Since I really liked the look of my former '99 Suzuki Bandit 1200 - which had a very café racer look about it - and I've always loved the look of the mid-70s R90/6, I decided a short, sweet windshield would do the trick.
 
The big decision was - exactly HOW short? The end result is a bit shorter than I intended, but it looks kind of cool and put the wind on my chest, right where I wanted it.

1. Put the bike on its center stand and figure out a way to basically center the fairing in relation to the rest of the bike.
2. Estimating roughly how high you want the windshield to be, use the low-tack tape to cover a swath of the windshield wide enough to handle the approximate curve you want the finished shield to have. Using this tape will not mar your windshield and will protect the plexiglas from burning when you cut it with the Dremel.
3. Using the tape measure, find the center line of the windshield and mark it with a grease pencil or similar removeable writing device. You can also mark other waypoints on the windshield, such as where the mounting points are and where the ends of the fairing meet the shield.
4. Pry off the plastic caps covering the mounting screws - use a knife or small flathead screwdriver.
5. Using the crosshead screwdriver on the outside and the pliers or appropriately sized wrench on the inside of the fairing, remove the plastic mounting screws. If, like me, you think this is a cheap and easily breakable way to mount your windshield, discard these fasteners - but be sure to retain the larger clear deep washer that the caps click onto.
6. Referencing your center point mark, lightly sketch out your desired windshield curve, erasing and re-sketching until you're happy with it. I used a piece of string to hold the line I chose, holding the string tight with one hand behind the shield while I drew over it on the front side with a marker.

Note: You'll need a hard, narrow, but flat surface to best cut the windshield - I used the neck end of a hard guitar case to rest the shield on as I cut it.

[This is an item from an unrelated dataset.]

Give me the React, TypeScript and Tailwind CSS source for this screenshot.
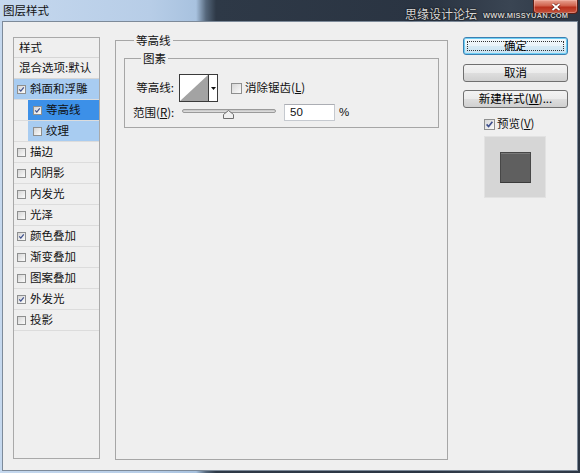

7. Insert and secure the cutting wheel into your Dremel.
8. The cutting wheel is going to work more efficiently in one direction than the other - pay attention to whether or not you are guiding or pushing the tool - since you want the tool to do the work, you want to be guiding it; if you are not, position yourself and/or the windshield so this is what happens. Go slow, let the tool do the work, and follow your line as closely as possible.
10. Once the shield is cut in two, discard the unwanted portion. Remove the tape from the remaining portion of the windshield.
11. Remove the cutting wheel and insert a sanding wheel into the Dremel.
12. You want to smooth out the freshly cut portion of the windshield and slightly bevel or round off both the front and rear corners. Again, go slowly and let the tool do the work. If your sanding wheel becomes worn, switch it out for a fresh one.
13. Reinstall the windshield using your shiny new stainless steel cap bolts and locking nuts (which I purchased at Home Depot for a grand total of $2.37). The nuts should be firmly tight, but not overly so - you don't want to crack the fiberglass of the fairing.
14. Replace the plastic caps that cover the mounting bolts (now they're bolts, anyway).
15. Brush all the plexiglass debris off your clothes while you're still outside, and toss that stuff right into the laundry. Once you're all cleaned up, take your bike for a test ride!
16. If you notice any instability in the windshield while riding STOP IMMEDIATELY and retrace your reinstallation steps to make sure you didn't miss anything.
17. Enjoy your cool looking new shorty windshield!